@ seanj
"I'd say "cross it at your peril, Labour Party", but it doesn't really matter any more, anything they attempt now will not wipe out the memory of 12 years of mismanagement, incompetence and outright criminality."
I'd be prepared to bet that the civil service (and especially the Home Office and the Cabinet Office) is preparing to do precisely that - to wipe the official memory of the worthlessness of its previous policies in order to get the new administration following the same *departmental* thinking.
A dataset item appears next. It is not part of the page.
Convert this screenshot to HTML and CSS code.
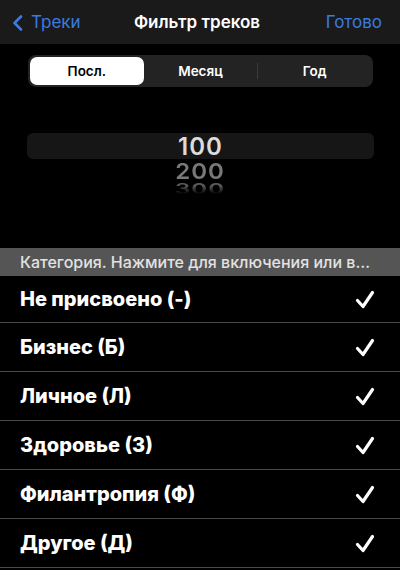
FILE: index.html
```html
<!DOCTYPE html>
<html lang="ru">
<head>
<meta charset="utf-8">
<link rel="stylesheet" href="styles.css">
</head>
<body>
<div class="screen">
  <header class="nav">
    <div class="nav-back">
      <svg class="chev" width="11" height="16" viewBox="0 0 11 16"><path d="M9 1.5 L2.5 8 L9 14.5" fill="none" stroke="#3b7ae0" stroke-width="2.6" stroke-linecap="round" stroke-linejoin="round"/></svg>
      <span>Треки</span>
    </div>
    <div class="nav-title">Фильтр треков</div>
    <div class="nav-done">Готово</div>
  </header>

  <div class="segmented">
    <div class="seg seg-active">Посл.</div>
    <div class="seg">Месяц</div>
    <div class="seg seg-divided">Год</div>
  </div>

  <div class="picker">
    <div class="picker-band">100</div>
    <div class="picker-next">200</div>
    <div class="picker-far"><span>300</span></div>
  </div>

  <div class="section-header">Категория. Нажмите для включения или выключения</div>

  <ul class="list">
    <li class="row"><span>Не присвоено (-)</span><svg class="check" width="20" height="19" viewBox="0 0 20 19"><path d="M2.5 10.5 L8 16.5 L17.5 2.5" fill="none" stroke="#fff" stroke-width="3.2" stroke-linecap="round" stroke-linejoin="round"/></svg></li>
    <li class="row"><span>Бизнес (Б)</span><svg class="check" width="20" height="19" viewBox="0 0 20 19"><path d="M2.5 10.5 L8 16.5 L17.5 2.5" fill="none" stroke="#fff" stroke-width="3.2" stroke-linecap="round" stroke-linejoin="round"/></svg></li>
    <li class="row"><span>Личное (Л)</span><svg class="check" width="20" height="19" viewBox="0 0 20 19"><path d="M2.5 10.5 L8 16.5 L17.5 2.5" fill="none" stroke="#fff" stroke-width="3.2" stroke-linecap="round" stroke-linejoin="round"/></svg></li>
    <li class="row"><span>Здоровье (З)</span><svg class="check" width="20" height="19" viewBox="0 0 20 19"><path d="M2.5 10.5 L8 16.5 L17.5 2.5" fill="none" stroke="#fff" stroke-width="3.2" stroke-linecap="round" stroke-linejoin="round"/></svg></li>
    <li class="row"><span>Филантропия (Ф)</span><svg class="check" width="20" height="19" viewBox="0 0 20 19"><path d="M2.5 10.5 L8 16.5 L17.5 2.5" fill="none" stroke="#fff" stroke-width="3.2" stroke-linecap="round" stroke-linejoin="round"/></svg></li>
    <li class="row"><span>Другое (Д)</span><svg class="check" width="20" height="19" viewBox="0 0 20 19"><path d="M2.5 10.5 L8 16.5 L17.5 2.5" fill="none" stroke="#fff" stroke-width="3.2" stroke-linecap="round" stroke-linejoin="round"/></svg></li>
  </ul>
</div>
</body>
</html>
```

FILE: styles.css
```css
* { box-sizing: border-box; }
html, body {
  margin: 0;
  padding: 0;
  background: #000;
}
body {
  font-family: "Inter", "Liberation Sans", "DejaVu Sans", sans-serif;
  color: #fff;
}
.screen {
  width: 400px;
  height: 570px;
  overflow: hidden;
  background: #000;
}

/* nav bar */
.nav {
  height: 44px;
  background: #1a1a1a;
  display: grid;
  grid-template-columns: 1fr auto 1fr;
  align-items: center;
  padding: 0 18px 0 12px;
}
.nav-back {
  display: flex;
  align-items: center;
  gap: 8px;
  color: #3b7ae0;
  font-size: 17px;
}
.chev { display: block; margin-top: 1px; }
.nav-title {
  font-size: 17px;
  font-weight: 600;
  color: #fff;
}
.nav-done {
  justify-self: end;
  font-size: 17px;
  color: #3b7ae0;
}

/* segmented control */
.segmented {
  margin: 11px 27px 0 28px;
  height: 32px;
  background: #232323;
  border-radius: 8px;
  padding: 2px;
  display: grid;
  grid-template-columns: 1fr 1fr 1fr;
}
.seg {
  display: flex;
  align-items: center;
  justify-content: center;
  font-size: 13.5px;
  font-weight: 600;
  color: #fff;
  border-radius: 7px;
}
.seg-active {
  background: #fff;
  color: #000;
}
.seg-divided {
  border-left: 1px solid #3a3a3a;
  border-radius: 0 7px 7px 0;
  margin: 6px 0;
}

/* picker */
.picker {
  height: 161px;
  padding-top: 46px;
  display: flex;
  flex-direction: column;
  align-items: center;
}
.picker-band {
  align-self: stretch;
  margin: 0 26px 0 27px;
  height: 26px;
  background: #161616;
  border-radius: 6px;
  text-align: center;
  font-size: 24px;
  font-weight: 600;
  letter-spacing: 1px;
  line-height: 27px;
  color: #dcdcdc;
}
.picker-next {
  font-size: 24px;
  font-weight: 600;
  letter-spacing: 1px;
  line-height: 22px;
  margin-top: 2px;
  color: #787878;
  transform: scaleY(0.92);
}
.picker-far {
  height: 11px;
  overflow: hidden;
  -webkit-mask-image: linear-gradient(to bottom, #000 25%, transparent 100%);
  mask-image: linear-gradient(to bottom, #000 25%, transparent 100%);
}
.picker-far span {
  display: block;
  font-size: 24px;
  font-weight: 600;
  letter-spacing: 1px;
  line-height: 20px;
  color: #5a5a5a;
  transform: scaleY(0.62);
  transform-origin: top;
}

/* section header */
.section-header {
  height: 28px;
  background: #555;
  color: #e2e2e2;
  font-size: 16px;
  font-weight: 500;
  line-height: 28px;
  padding: 0 26px 0 20px;
  white-space: nowrap;
  overflow: hidden;
  text-overflow: ellipsis;
}

/* list */
.list {
  list-style: none;
  margin: 0;
  padding: 0;
}
.row {
  height: 49px;
  border-bottom: 1px solid #4a4a4a;
  display: flex;
  align-items: center;
  justify-content: space-between;
  padding: 0 25px 0 20px;
  font-size: 20px;
  font-weight: 800;
}
.row:first-child { height: 47px; }
.check { display: block; }
```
The way they'd do it is using the rules that are supposed to protect ministers from embarassment:
"An incoming Minister should not have access to any minutes or documents written by a predecessor of a different Party other than those which were published or put in the public domain by that predecessor; nor should he be told whether directly or by access to departmental papers which would tell him exactly what his predecessor had said. *Moreover, it may be equally important to withhold papers which show the advice given by officials to the previous Minister even though there may be no indication on them of his views.*"
[My *emphasis*]
(Directory of Civil Service Guidance, Volume 2, quoting, with approval, a parliamentary answer written for Margaret Thatcher by the Cabinet Office in 1980.)
There have already been very carefully balanced attacks by distinguished former civil servants on the use of special advisers by the current administration, which I'm glad to say the Tories have not fallen into the trap of endorsing.